Dr. Ray E. Heiple, Jr.
A Humble Savior
And being found in appearance as a man, He humbled Himself and became obedient to the point of death, even the death of the cross. Philippians 2:8NKJV
Question 48 of the Larger Catechism, asks, “How did Christ humble himself in his life?” It gives the answer, “Christ humbled himself in his life, by subjecting himself to the law, which he perfectly fulfilled, and by conflicting with the indignities of the world, temptations of Satan, and infirmities in his flesh, whether common to the nature of man, or particularly accompanying that his low condition.” Last week we looked at Christ’s lowly birth and poor family. This week we consider some of the ways He humbled Himself in order to carry out His mission.
Nobody likes conflict. Given our druthers, we would rather get along with those around us. Such also is the will of God, for the Bible teaches us: “If it is possible, as much as it depends upon you, live peaceably with all men” (Rom. 12:18). Here we learn that conflict with others should be avoided unless or until the avoidance of it becomes a sin. How far are you willing to humble yourself and bear the burdens of others in order to avoid unnecessary conflict? Conversely, how much are you willing to suffer or risk in order to face a conflict that should not be avoided?

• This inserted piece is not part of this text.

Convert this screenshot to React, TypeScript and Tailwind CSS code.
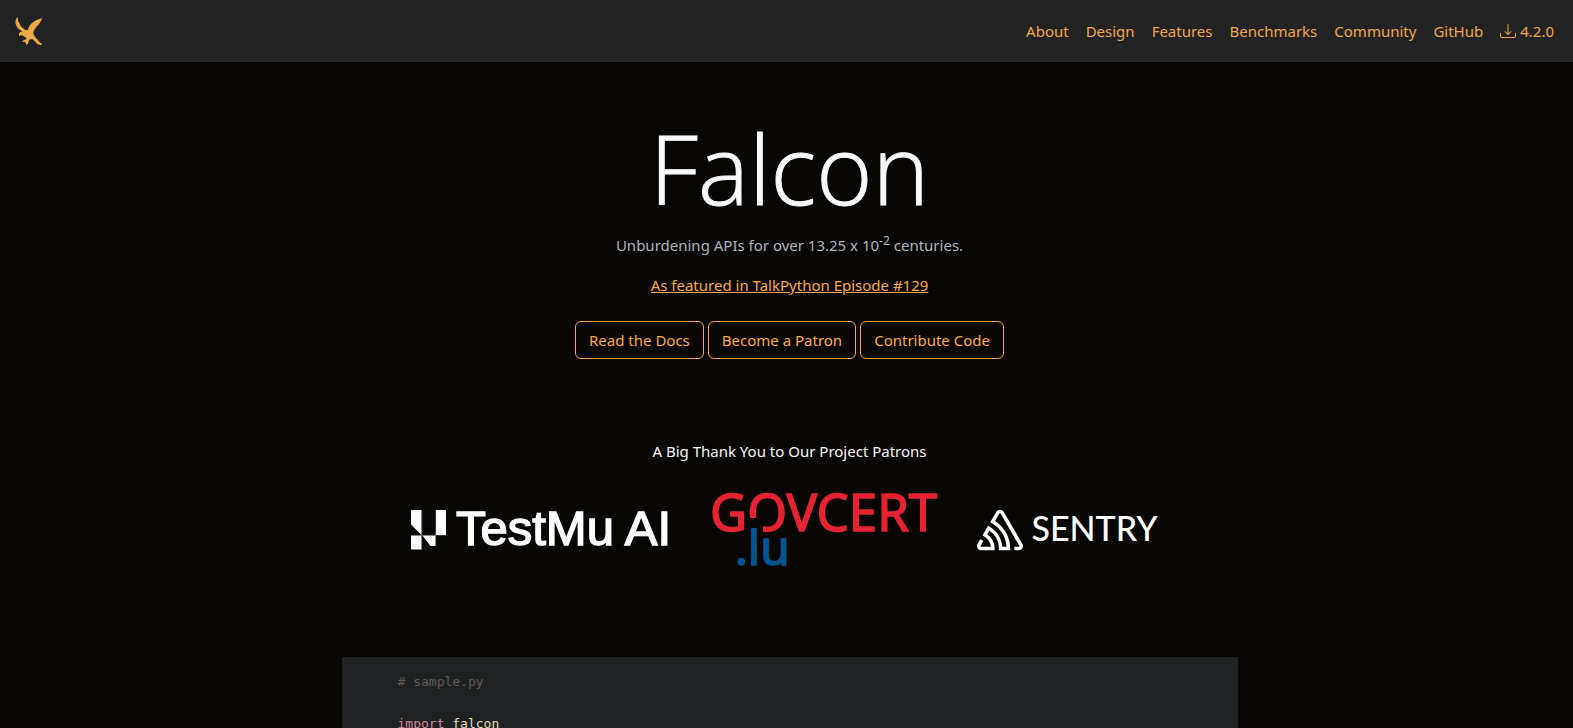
import { BsDownload } from "react-icons/bs";
import { SiSentry } from "react-icons/si";

const navLinks = ["About", "Design", "Features", "Benchmarks", "Community", "GitHub"];
const actions = ["Read the Docs", "Become a Patron", "Contribute Code"];

function FalconMark() {
  return (
    <svg viewBox="45 48 84 90" className="h-[30px] w-7" fill="currentColor" aria-hidden="true">
      <path d="M54 50C47 55 45 65 47 73C50 82 56 89 64 92C66 93 67 94 65 95C60 95 57 98 57 102L57 109L61 106C66 106 69 108 74 110L80 115C78 119 73 121 68 122L67 126L72 125L77 126L74 130L78 129L79 135L84 131L86 124L88 119C92 118 97 117 100 119L107 127L113 133L119 134L125 135L126 131L119 127L109 115C104 109 100 103 100 98C101 91 105 86 111 79C118 72 124 64 126 54C115 57 102 63 95 70C88 77 85 85 83 91C77 91 71 88 66 82C60 77 60 71 56 66C53 60 53 55 54 50Z" />
    </svg>
  );
}

function TestMuLogo() {
  return (
    <a href="#testmu" aria-label="TestMu AI">
      <svg viewBox="0 0 258 42" className="h-[42px] w-[258px] overflow-visible" fill="#fff">
        <path d="M0 1H10.5V26L0 15.5ZM25 1H35V26H25ZM0 26.5H10.5V40.5H0ZM11.5 26.5H24.5V37H19.5Z" />
        <path d="M10.8 1V40.5M24.7 1V37M0 26.3H35" stroke="#8a8a86" strokeWidth="0.5" />
        <text x="45" y="36" stroke="#fff" strokeWidth="1.5" className="font-['Liberation_Sans'] text-[49px]">TestMu AI</text>
      </svg>
    </a>
  );
}

function GovCertLogo() {
  return (
    <a href="#govcert" aria-label="GOVCERT.lu">
      <svg viewBox="0 0 220 78" className="h-[78px] w-[220px] overflow-visible">
        <text x="-3" y="40" fill="#e62333" stroke="#e62333" strokeWidth="1.5" className="font-['Noto_Sans'] text-[51px]">GOVCERT</text>
        <path d="M34 27H50V44H34Z" fill="#080602" />
        <text x="22" y="74" fill="#045591" stroke="#045591" strokeWidth="1.5" className="font-['Noto_Sans'] text-[48px]">.lu</text>
      </svg>
    </a>
  );
}

function SentryLogo() {
  return (
    <a href="#sentry" aria-label="Sentry" className="flex items-center gap-2 text-white">
      <SiSentry className="size-[46px]" />
      <span className="pb-1 font-['Lato'] text-[34px] leading-10 font-medium">SENTRY</span>
    </a>
  );
}

export default function App() {
  return (
    <div className="min-h-screen bg-[#080602] font-['Noto_Sans',sans-serif] text-[15px] leading-6 text-[#f8f9fa]">
      <header className="flex h-[62px] items-center justify-between bg-[#232323] px-[15px] text-[#eea849]">
        <a href="#home" aria-label="Falcon home">
          <FalconMark />
        </a>
        <nav className="flex gap-[17px] pr-1">
          {navLinks.map((label) => (
            <a key={label} href={`#${label.toLowerCase()}`}>{label}</a>
          ))}
          <a href="#download" className="flex items-center gap-1">
            <BsDownload className="size-4" />
            4.2.0
          </a>
        </nav>
      </header>
      <main className="flex flex-col items-center pl-1.5">
        <section className="flex flex-col items-center pt-12 text-center">
          <h1 className="font-['Open_Sans'] text-[96px] leading-[115px] font-light [-webkit-text-stroke:1px_#f8f9fa]">Falcon</h1>
          <p className="mt-2 text-[#adb5bd]">
            Unburdening APIs for over 13.25 x 10<sup className="text-xs">-2</sup> centuries.
          </p>
          <a href="#talkpython" className="mt-4 text-[#ffac41] underline">As featured in TalkPython Episode #129</a>
          <div className="mt-6 flex gap-1">
            {actions.map((label) => (
              <button key={label} type="button" className="h-[38px] rounded-md border border-[#ffac41] px-[13px] text-[#ffac41]">
                {label}
              </button>
            ))}
          </div>
        </section>
        <section className="mt-20 flex flex-col items-center">
          <h2>A Big Thank You to Our Project Patrons</h2>
          <div className="mt-7 flex items-center gap-11 pr-2.5">
            <TestMuLogo />
            <GovCertLogo />
            <SentryLogo />
          </div>
        </section>
        <pre className="mt-[88px] w-full max-w-[896px] bg-[#1f2223] px-14 pt-[15px] text-[13px] leading-5">
          <code className="font-['DejaVu_Sans_Mono',monospace]">
            <span className="text-[#655b53]"># sample.py</span>
            {"\n\n"}
            <span className="text-[#d3869b]">import</span> <span className="text-[#ebdbb2]">falcon</span>
          </code>
        </pre>
      </main>
    </div>
  );
}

This morning’s question speaks of Christ’s voluntary humility under two categories. First, Christ humbled Himself “by subjecting himself to the law.” The moral law, as the revelation of the perfect righteousness of God’s own character, is always perfectly kept by all three Persons of the Holy Trinity. In that sense, the Son did not humble Himself to keep what is His glory to keep: His own perfect law! However, subjecting Himself to keep that law – in the form that it was given to God’s covenant people, with all of its ceremonies, rituals, and civil functions – was a great act of humbling for the man who was also God. Christ our Lord, our king, and divine lawgiver willingly became a servant, and human law-keeper, and He did this not for Himself but for us. This act was a greater act of humility than any man has ever endured, let alone willingly chosen to undergo.
Second, and even more significantly, Christ humbled Himself by entering into conflict for us. As mentioned above nobody likes conflict. Thus, we can be thankful that our gracious Creator actually forbids us from entering into conflict save only when to not do so would be sin. Such was not the case for Jesus, however. Jesus willingly entered into conflict for us, when He did not need to for Himself. Moreover, His conflict was with those who were entirely in the wrong while He was entirely in the right. And He did not come to the conflict in all of His glory and might hopeful to win and be vindicated over His enemies. On the contrary, He came “in the likeness of sinful flesh,” (Rom. 8:3), for the purpose of giving Himself over to be seemingly vanquished by those enemies (as it appeared to the unbelieving world since the conflict ended with their causing His death).
Thus, the Lord Jesus Christ, our dear Lord and Savior, humbled Himself in His life to the point of being wrongfully slandered, persecuted, tortured, and killed. He humbled Himself in His life to the point of death. He humbled Himself by doing exclusively what was perfectly right, to the extent that the wicked had to kill Him for it. As Christians, we are called to imitate Christ’s humility. To this end, each of us is given certain crosses to bear, insults to endure, conflicts to face. Our common call is to bear up under such hardships, returning good for evil, blessing for cursing, love for hatred. I do not know what trials you are undergoing in your life, but I do know that they have been entrusted to you by your loving heavenly Father for the exalted purpose of bringing Him glory and you everlasting blessing. In this life we will eventually appear to lose the conflict, as our deaths will bring it to an end. But as we feebly follow Christ in obedience unto death we will share in His victory, for as the Scripture promises: “If you are reproached for the name of Christ, blessed are you, for the Spirit of glory and of God rests upon you. On their part He is blasphemed, but on your part He is glorified,” (1 Pet. 4:14).